Artık Onlar Yok
1952 ile 1956 yılları arasında Ankara'da SiyasalBilgiler Fakültesi'nde (Eski Mekteb-i Mülkiye) okudum. Öğrencilik yıllarında zaman zaman Ali Himmet Berki beyin postahane civarındaki yazıhanesine giderdim. Kendisi Yargıtay Daire Başkanlığı'ndan emekli olduktan sonra avukatlık yapıyordu. Osmanlıca'yı çok iyi bilirdi. Fıkıh konusunda derin ilmi ve kültürü vardı. Bir gün bir vesile ile Maltepe taraflarındaki evine gitmiştim. Bir duvarda camlı çerçeve içinde büyük boy bir fotoğraf asılıydı. Sarıklı, cübbeli, siyah sakallı bir hoca resmiydi bu. Efendim bu kimdir diye sormuştum. Gülümsemiş ve "Bu benim Amasya kadısı iken aldırdığım resimdir" demişti.

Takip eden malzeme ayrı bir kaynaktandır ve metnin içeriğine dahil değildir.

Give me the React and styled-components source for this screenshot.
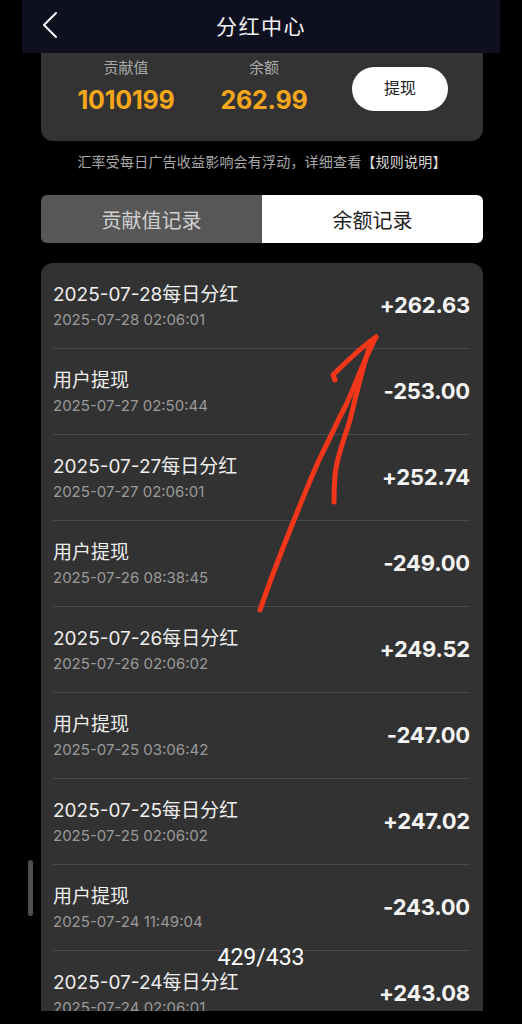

1952'de Üstad Mahir İz ile tanışmak şerefine nail olmuştum. Haydarpaşa Lisesi'nde edebiyat öğretmenliği yapıyordu. Üsküdar'da Fıstıkağacı semtinde Dr. Keleşyan'a ait bir evde kiracı olarak oturuyordu. Mahir Bey Türkçe'yi gerçekten çok iyi bilen bir kimseydi. Bir ara sormuştum, pederiniz ne iş yapardı diye. "Kadıydı, Medine'de, Ankara'da kadılık yapmıştı" cevabını vermişti.
Sebilürreşad sahibi Eşref Edib beyden mi duymuştum tam hatırlamıyorum, İstanbul'da onca sarıklı ulema içinde, sarığı ve cübbesi en düzgün ve güzel kişi Mardinî Zâde Ebu'l-Ula beymiş. Eski bir kitapta fotoğrafını görmüştüm, gerçekten sarığı ve yakası samur kürk kaplı cübbesi çok güzeldi. İşte bu Mardinî Zâde Ebu'l-Ula bey Darülfünun üniversite olduktan, devrimler yapıldıktan sonra Hukuk Fakültesi'nde öğrenci yetiştirmeye, Ordinaryüs Profesör Ebu'l-Ula Mardin bey olarak devam etmiştir.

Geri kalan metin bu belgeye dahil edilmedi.